Visual cortex in most mammals is known to have very specific organization (columns of neurons that respond selectively to orientation, position, direction of movement, etc. arranged orderly across cortex… for more information check out work by Hubel and Weisel, or maybe take Psy 91). Still, the patterns of organization of individual neurons, the fundamental circuitry underlying visual processing, remains largely unknown.

In order to help address this, I’ll be working on bulk loading of calcium sensitive dyes and two-photon microscopy in living cortical tissue slices. In (very, very) brief: Bulk loading of calcium sensitive dyes is a technique for staining large populations of neurons and can be used to observe neural response properties (calcium ion flow is a central property of activity in neurons). Two-photon microscopy is a somewhat new technique that can be used to image live tissue at high resolution and to a depth of about 300 micrometers (standard one-photon fluorescence confocal microcopy can’t do any of this). Together, bulk loading and two-photon microscopy should allow us to trace the activity of neurons in visual cortex in response to stimulation of input neurons, and so allow us to map in the neural circuits underlying vision in extremely fine (single cell) detail.
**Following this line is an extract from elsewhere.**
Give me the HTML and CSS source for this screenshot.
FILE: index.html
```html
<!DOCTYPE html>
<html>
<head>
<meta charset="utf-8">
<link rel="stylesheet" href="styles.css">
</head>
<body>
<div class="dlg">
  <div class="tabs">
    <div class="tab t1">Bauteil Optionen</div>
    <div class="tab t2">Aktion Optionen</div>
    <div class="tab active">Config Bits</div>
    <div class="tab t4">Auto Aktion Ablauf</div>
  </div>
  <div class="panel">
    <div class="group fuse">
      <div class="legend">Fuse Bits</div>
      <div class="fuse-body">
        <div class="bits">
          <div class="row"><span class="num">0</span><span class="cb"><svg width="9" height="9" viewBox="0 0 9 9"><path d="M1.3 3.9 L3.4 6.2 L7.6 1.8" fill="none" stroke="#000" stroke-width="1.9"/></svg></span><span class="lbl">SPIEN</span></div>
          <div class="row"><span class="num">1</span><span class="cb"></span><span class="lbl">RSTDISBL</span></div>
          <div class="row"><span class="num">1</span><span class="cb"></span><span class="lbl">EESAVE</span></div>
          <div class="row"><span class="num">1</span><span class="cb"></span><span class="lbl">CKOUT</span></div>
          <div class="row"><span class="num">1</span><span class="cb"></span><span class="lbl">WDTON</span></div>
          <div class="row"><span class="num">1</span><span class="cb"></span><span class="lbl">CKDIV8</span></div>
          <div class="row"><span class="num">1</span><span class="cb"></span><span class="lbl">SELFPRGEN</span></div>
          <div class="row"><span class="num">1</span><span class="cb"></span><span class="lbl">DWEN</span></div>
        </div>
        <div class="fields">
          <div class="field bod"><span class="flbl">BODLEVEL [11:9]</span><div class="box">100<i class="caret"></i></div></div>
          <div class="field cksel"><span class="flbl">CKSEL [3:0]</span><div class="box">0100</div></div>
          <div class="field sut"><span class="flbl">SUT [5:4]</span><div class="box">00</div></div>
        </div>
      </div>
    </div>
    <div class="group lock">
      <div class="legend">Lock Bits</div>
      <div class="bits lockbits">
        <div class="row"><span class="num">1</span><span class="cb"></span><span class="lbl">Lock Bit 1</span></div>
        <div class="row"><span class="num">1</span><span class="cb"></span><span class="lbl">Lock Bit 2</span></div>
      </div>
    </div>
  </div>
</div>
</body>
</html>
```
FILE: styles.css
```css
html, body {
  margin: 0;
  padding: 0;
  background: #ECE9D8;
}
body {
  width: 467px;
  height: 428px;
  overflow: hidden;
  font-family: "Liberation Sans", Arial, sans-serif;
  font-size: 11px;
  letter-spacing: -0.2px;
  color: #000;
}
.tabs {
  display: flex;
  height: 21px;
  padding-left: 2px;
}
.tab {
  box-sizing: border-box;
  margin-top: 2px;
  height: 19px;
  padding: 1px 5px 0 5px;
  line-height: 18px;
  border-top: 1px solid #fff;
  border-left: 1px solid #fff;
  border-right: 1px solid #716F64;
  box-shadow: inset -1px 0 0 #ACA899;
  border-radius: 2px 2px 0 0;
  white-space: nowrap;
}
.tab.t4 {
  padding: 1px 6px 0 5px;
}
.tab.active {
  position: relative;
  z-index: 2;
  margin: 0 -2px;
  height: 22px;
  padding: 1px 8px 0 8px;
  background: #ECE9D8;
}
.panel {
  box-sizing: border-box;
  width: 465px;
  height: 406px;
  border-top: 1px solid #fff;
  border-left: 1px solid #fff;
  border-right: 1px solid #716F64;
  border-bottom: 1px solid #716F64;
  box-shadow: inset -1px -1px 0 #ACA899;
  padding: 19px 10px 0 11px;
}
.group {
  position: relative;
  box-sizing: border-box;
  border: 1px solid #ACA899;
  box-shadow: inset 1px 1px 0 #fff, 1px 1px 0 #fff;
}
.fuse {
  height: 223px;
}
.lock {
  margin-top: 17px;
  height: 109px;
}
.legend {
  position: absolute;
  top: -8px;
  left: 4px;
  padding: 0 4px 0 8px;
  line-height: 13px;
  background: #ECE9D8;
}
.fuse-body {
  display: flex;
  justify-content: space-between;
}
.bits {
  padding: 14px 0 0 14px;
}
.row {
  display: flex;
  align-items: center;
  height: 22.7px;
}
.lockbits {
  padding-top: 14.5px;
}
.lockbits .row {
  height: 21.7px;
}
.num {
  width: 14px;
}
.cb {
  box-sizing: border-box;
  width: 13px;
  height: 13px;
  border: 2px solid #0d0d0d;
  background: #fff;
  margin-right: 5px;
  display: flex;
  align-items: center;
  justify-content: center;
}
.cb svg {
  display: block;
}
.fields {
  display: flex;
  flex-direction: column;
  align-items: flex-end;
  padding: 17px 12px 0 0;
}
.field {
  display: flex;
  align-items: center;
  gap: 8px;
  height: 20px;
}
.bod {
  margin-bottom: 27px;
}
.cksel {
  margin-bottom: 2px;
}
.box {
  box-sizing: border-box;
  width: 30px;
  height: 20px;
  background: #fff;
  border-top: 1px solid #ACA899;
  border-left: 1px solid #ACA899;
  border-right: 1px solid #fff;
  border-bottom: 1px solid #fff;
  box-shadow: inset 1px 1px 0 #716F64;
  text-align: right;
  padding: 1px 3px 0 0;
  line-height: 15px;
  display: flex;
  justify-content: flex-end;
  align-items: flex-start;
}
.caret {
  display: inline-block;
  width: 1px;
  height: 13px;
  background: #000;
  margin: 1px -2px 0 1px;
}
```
So far, I’ve been reading as much background literature as I can on the topic to get myself up to speed, and looking for successful published methods of live in vitro bulk loading. Wednesday I shadowed someone who was doing bulk loading for a different lab. Friday, with much help from Sharon and Julie (infinitely helpful fellow lab members—thanks guys!), I worked on building and setting up a system for tissue slice incubation and staining (a lot of cutting, gluing, and digging through drawers full of random hardware—actually a lot of fun). I’ll start the actual wet work in the next few days. Can’t wait!

I guess I’ll be keeping you (whoever you are) updated as the project progresses.